__Objective__: Can you find the lines of the listing that include "React" and copy every one?

__Information supplied__:
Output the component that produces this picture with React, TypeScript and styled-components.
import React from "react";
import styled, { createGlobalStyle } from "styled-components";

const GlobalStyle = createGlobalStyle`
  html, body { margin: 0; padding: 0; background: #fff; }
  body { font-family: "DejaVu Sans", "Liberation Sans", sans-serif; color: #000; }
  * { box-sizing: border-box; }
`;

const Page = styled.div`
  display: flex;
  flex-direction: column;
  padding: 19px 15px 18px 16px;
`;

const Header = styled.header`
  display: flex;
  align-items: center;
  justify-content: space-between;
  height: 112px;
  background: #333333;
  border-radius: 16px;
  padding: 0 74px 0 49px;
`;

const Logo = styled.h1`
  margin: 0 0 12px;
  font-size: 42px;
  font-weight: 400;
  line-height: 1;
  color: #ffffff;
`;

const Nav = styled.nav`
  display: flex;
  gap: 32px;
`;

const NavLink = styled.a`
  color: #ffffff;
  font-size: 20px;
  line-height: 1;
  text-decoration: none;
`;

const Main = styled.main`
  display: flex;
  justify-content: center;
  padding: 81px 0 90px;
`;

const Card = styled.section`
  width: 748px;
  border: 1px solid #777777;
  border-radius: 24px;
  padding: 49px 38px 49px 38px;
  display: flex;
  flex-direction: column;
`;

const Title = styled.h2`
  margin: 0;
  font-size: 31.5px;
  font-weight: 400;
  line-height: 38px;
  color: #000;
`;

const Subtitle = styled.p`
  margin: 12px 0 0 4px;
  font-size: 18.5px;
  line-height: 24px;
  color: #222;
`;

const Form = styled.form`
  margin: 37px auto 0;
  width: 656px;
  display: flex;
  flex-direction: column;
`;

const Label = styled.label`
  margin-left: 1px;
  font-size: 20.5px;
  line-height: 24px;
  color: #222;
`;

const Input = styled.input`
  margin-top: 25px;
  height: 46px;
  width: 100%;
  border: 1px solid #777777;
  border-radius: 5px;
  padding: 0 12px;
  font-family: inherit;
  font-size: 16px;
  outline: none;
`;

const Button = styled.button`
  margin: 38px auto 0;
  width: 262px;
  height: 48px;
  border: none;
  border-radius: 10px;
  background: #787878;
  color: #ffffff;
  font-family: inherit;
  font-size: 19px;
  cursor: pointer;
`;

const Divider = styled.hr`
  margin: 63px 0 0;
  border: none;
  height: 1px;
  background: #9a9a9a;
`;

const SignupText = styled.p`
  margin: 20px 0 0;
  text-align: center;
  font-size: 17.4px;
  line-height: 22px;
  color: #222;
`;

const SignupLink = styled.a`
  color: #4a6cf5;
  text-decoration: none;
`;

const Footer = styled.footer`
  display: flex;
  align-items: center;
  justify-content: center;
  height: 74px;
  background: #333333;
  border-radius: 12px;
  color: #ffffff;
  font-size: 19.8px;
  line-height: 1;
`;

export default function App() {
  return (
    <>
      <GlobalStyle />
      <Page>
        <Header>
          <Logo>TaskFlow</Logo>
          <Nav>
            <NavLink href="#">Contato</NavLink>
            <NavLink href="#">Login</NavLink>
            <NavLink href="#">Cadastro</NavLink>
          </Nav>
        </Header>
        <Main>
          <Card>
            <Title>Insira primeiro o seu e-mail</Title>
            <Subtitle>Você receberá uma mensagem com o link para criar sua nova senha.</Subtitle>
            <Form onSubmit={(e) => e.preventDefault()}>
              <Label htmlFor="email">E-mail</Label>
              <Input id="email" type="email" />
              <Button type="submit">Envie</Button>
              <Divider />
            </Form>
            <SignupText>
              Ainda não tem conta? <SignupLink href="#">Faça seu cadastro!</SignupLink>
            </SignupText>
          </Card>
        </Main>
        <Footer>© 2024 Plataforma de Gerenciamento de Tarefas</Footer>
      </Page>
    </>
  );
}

__Completed task__:
Output the component that produces this picture with React, TypeScript and styled-components.
import React from "react";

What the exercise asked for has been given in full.